New OSAP regulations unveiled in September aim to reduce application delays and to encourage graduates to enter the not-for-profit sector, but critics charge the McGuinty government should be more concerned with the rising costs of tuition and student debt.

OSAP Express is a new system that allows students to receive funds by direct deposit and requires them to sign a loan agreement only once. Government savings are estimated at $150,000 a year.
The Ministry of Training, Colleges and Education (MCTU) also announced last week that students whose first post-graduation job is in the not-for-profit sector would be given a grace period of a year before their loan repayments come due. All other students will continue to have a six month grace period before loan repayments begin.

“The three main priorities [the government] has for post-secondary education are to ensure the high quality, accessibility, and affordability of Ontario institutions,” Alvin Tedjo, Director of Communications for the MTCU, said in an interview last week.

Tedjo said the extended grace period was meant to encourage recent graduates to pursue their interests in the not-for-profit sector by easing some of the financial difficulties they might face.

Though the McGuinty government has made a considerable effort to increase the availability of post-secondary education, little has been done to cut down on the ballooning costs many students face, or even to address student concerns about these costs.

Ontario currently has the highest average tuition rate among provinces, estimated at $7,513 a year including compulsory fees, and tuition rates in the province have gone up five per cent a year for the last three years, far above the 2.1 per cent inflation rate. A 30 per cent tuition rebate for students of middle and modest income, announced in January, will help alleviate some, but not all, of the burden.
With rising tuition rates comes worries about rising student debt.

OSAP recipients graduate with roughly $21,000 in government loans, Tedjo said, divided between the provincial and federal loans. High interest rates reinforce difficulties in making repayments: the usual loan repayment period is 9.5 years for OSAP recipients.

A Bank of Montreal study released in September found that more students (27 per cent) are concerned with paying for school than with finding a job after graduation (22 per cent) or achieving academic success (20 per cent).

Rising Canadian student debt has also raised concerns about the state of the Canada’s future economy.
“We need today’s students to become tomorrow’s big earners,” Rob Carrick wrote in a Globe and Mail article on student debt. “Someone has to pay the taxes that fund social programs for the aging baby boom generation.”

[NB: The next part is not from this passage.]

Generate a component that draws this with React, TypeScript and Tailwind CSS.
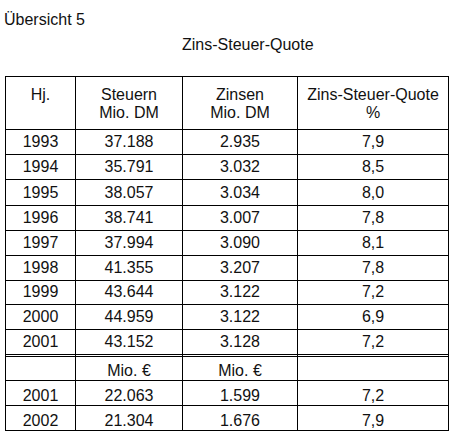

“You can’t be a fully functioning player in the economy if a big piece of every paycheque goes toward student debts,” wrote Carrick.

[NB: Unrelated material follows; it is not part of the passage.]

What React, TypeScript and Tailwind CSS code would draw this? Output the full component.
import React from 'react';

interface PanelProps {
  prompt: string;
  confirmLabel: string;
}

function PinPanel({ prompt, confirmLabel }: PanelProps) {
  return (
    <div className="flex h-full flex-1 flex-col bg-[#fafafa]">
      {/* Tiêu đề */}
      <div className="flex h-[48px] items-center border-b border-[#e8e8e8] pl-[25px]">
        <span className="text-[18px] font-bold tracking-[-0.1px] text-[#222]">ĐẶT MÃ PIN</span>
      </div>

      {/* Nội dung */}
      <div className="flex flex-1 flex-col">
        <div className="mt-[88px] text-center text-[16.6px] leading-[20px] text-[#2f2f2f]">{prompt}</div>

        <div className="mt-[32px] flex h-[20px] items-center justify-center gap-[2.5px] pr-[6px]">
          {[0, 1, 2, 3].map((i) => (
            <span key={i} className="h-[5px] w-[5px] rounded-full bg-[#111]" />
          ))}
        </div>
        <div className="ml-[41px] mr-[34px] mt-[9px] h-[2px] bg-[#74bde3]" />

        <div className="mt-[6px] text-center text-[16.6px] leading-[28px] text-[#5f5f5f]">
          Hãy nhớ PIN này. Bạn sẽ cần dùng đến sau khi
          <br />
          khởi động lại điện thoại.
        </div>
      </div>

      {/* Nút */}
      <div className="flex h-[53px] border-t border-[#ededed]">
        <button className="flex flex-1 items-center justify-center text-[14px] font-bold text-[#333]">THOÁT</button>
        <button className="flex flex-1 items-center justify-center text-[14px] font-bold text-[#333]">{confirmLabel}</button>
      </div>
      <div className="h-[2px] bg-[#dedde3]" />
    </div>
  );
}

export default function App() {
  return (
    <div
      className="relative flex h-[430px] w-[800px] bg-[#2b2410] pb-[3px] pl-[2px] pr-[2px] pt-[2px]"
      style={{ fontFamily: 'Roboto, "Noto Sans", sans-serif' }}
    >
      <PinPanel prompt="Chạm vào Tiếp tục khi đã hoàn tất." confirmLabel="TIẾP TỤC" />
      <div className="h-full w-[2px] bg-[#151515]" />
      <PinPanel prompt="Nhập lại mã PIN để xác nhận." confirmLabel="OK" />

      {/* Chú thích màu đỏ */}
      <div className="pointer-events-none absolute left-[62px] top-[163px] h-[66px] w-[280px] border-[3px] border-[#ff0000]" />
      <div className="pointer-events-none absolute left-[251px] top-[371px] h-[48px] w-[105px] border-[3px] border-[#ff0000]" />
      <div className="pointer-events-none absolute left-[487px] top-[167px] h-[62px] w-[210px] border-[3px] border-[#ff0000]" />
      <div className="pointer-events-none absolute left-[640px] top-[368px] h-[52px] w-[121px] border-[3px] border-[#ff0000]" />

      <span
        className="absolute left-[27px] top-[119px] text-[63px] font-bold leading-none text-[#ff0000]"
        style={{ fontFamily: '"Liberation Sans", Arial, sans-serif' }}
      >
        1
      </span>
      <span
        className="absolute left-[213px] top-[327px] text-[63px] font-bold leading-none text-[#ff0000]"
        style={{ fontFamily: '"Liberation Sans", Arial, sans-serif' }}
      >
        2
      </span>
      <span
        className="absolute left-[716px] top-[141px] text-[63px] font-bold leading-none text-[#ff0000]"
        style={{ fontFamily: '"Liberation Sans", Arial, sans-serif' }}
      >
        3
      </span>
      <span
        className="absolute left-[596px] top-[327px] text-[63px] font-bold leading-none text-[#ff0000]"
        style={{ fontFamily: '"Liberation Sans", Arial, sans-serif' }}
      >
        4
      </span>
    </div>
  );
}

Student unions across Ontario have protested the McGuinty government’s approach to post-secondary education, demanding that more attention be paid to student debt.

“Students in Ontario pay the highest fees in the country, are taking on record levels of debt, and sit in the largest classes in Canada, but the government is refusing to tackle student debt,” said Sarah Jayne King, chairperson of CFS-O, in a media statement earlier this month. “Record high tuition fees continue to put college and university out of reach for many willing and qualified Ontarians.”

A recent think tank study on the costs of higher education singled out Ontario’s post-secondary system as one of the least affordable for low-income students. Though the tuition rebate should defray costs temporarily, unless stronger action is taken Ontario faces a growing crisis in post-secondary education.